* [YOUR GOAL]: Extract every line that contains the string "index".

* [EXTRACTED DATA]:
* begin *

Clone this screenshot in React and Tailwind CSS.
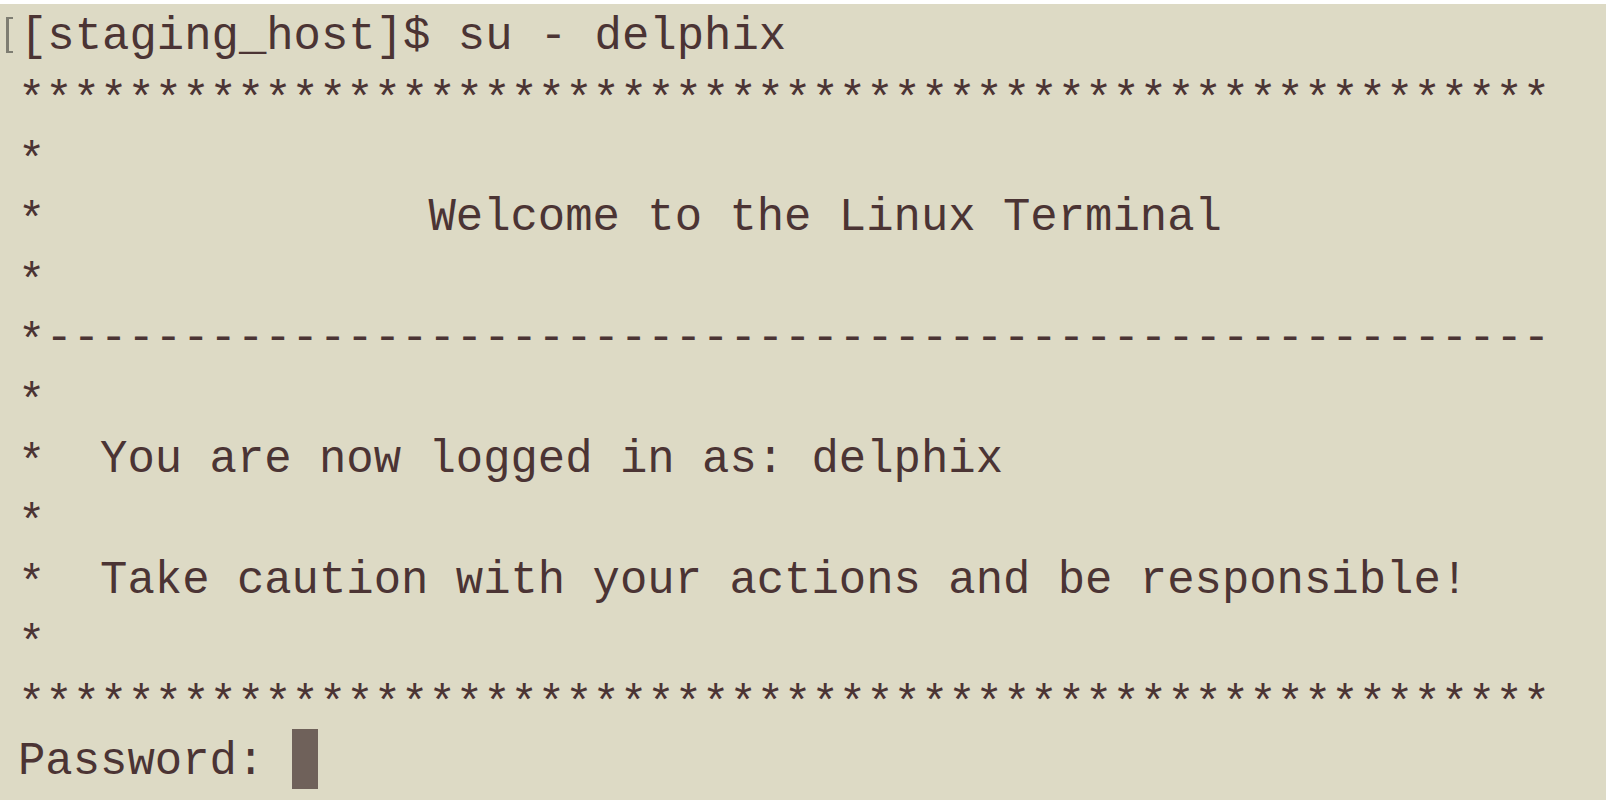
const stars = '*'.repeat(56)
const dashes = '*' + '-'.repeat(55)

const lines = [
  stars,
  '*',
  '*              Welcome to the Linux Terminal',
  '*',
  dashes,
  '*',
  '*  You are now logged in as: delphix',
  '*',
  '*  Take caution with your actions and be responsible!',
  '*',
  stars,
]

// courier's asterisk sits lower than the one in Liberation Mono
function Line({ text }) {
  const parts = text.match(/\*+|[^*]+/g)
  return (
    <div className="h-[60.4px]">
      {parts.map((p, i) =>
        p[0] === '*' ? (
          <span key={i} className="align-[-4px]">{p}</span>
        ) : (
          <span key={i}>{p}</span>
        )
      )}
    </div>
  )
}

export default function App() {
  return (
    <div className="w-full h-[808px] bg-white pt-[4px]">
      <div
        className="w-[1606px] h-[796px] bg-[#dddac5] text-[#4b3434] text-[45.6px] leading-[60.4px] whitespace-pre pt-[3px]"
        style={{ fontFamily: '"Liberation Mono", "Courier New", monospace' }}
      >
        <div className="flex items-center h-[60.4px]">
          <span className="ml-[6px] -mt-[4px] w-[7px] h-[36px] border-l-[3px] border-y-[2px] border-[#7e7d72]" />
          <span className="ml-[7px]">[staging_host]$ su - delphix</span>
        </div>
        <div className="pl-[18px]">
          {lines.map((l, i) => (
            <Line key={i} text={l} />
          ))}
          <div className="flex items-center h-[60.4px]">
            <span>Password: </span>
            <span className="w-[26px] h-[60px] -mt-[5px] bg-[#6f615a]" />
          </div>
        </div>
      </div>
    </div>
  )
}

* end *
* begin *

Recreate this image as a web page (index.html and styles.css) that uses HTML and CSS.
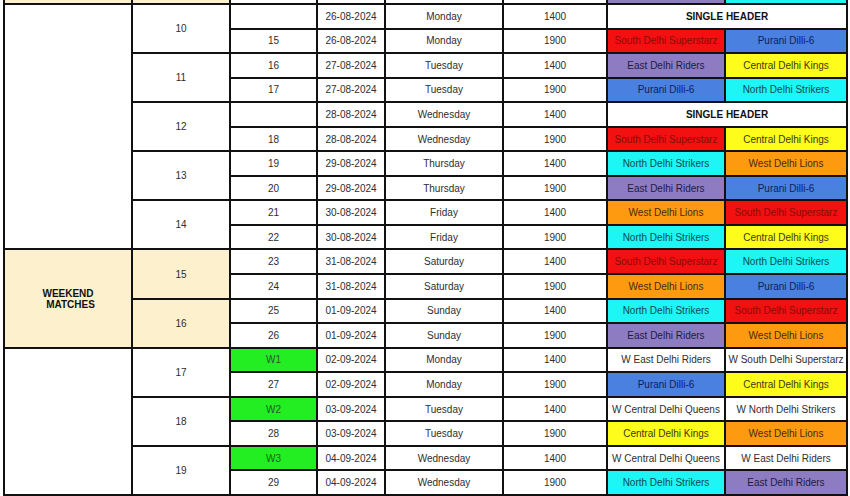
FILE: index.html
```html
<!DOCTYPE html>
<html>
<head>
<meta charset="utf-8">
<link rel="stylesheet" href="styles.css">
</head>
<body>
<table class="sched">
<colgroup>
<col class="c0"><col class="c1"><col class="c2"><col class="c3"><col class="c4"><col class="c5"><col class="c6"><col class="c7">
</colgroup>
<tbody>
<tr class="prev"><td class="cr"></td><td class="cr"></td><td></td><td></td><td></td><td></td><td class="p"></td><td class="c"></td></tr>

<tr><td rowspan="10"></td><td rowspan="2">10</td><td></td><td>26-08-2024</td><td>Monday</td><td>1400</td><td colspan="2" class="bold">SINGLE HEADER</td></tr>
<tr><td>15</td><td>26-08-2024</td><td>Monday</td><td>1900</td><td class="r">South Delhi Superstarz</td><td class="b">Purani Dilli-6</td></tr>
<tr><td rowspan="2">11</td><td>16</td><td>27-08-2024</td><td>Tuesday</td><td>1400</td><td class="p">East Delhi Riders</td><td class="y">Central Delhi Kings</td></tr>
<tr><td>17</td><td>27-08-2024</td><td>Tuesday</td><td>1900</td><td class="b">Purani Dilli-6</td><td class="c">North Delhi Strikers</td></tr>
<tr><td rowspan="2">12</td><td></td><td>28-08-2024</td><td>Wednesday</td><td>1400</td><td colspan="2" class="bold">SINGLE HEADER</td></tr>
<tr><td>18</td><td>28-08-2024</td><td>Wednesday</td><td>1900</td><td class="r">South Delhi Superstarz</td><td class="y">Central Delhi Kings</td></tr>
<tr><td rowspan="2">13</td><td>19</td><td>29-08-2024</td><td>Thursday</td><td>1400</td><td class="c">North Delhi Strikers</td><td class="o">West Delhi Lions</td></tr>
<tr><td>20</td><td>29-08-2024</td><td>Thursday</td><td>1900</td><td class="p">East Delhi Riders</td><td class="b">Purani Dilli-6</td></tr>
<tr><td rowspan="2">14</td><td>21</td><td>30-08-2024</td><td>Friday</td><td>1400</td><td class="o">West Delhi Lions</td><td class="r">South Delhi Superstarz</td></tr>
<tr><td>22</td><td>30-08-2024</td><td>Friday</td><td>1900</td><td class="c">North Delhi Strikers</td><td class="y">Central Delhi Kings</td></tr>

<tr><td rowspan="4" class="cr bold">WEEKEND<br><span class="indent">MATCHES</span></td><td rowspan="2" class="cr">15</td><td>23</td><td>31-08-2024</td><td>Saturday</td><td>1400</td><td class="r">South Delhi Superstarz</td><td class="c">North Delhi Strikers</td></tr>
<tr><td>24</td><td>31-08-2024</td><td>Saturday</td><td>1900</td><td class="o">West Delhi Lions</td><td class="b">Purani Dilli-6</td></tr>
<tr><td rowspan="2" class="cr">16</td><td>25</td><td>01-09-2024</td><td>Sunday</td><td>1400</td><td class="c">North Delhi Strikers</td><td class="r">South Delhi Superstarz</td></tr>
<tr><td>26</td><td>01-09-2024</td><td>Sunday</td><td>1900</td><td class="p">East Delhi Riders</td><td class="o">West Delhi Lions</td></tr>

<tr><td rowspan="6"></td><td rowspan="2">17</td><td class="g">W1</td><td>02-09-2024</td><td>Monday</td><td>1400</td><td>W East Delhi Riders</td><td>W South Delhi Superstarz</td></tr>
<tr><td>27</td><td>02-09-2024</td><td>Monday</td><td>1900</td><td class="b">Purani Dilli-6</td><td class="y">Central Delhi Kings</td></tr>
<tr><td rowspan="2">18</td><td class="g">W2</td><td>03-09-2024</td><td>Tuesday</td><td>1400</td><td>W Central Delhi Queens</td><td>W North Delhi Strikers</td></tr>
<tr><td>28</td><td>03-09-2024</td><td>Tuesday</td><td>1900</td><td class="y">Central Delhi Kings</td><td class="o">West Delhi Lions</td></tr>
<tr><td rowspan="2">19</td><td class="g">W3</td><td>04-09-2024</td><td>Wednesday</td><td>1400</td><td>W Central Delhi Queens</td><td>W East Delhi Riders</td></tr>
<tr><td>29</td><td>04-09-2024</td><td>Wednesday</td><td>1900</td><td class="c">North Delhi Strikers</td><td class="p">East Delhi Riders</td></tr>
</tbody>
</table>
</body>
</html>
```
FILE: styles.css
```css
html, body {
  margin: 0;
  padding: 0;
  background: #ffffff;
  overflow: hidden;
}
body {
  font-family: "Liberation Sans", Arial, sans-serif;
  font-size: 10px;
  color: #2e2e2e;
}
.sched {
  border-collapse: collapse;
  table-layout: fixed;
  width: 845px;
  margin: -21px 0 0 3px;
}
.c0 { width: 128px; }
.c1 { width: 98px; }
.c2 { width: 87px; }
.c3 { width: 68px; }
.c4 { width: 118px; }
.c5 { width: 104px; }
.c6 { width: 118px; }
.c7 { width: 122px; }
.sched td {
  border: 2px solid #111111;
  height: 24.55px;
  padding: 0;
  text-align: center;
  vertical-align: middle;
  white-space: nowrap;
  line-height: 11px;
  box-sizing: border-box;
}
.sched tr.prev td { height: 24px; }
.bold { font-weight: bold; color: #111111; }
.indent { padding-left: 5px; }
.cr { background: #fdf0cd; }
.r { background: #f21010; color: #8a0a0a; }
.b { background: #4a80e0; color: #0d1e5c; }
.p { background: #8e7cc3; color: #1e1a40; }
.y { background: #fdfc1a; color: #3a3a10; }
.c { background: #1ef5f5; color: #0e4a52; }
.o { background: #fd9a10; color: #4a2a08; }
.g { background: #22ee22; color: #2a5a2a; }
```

* end *

* [THE SOLUTION]:
Recreate this image as a web page (index.html and styles.css) that uses HTML and CSS.
FILE: index.html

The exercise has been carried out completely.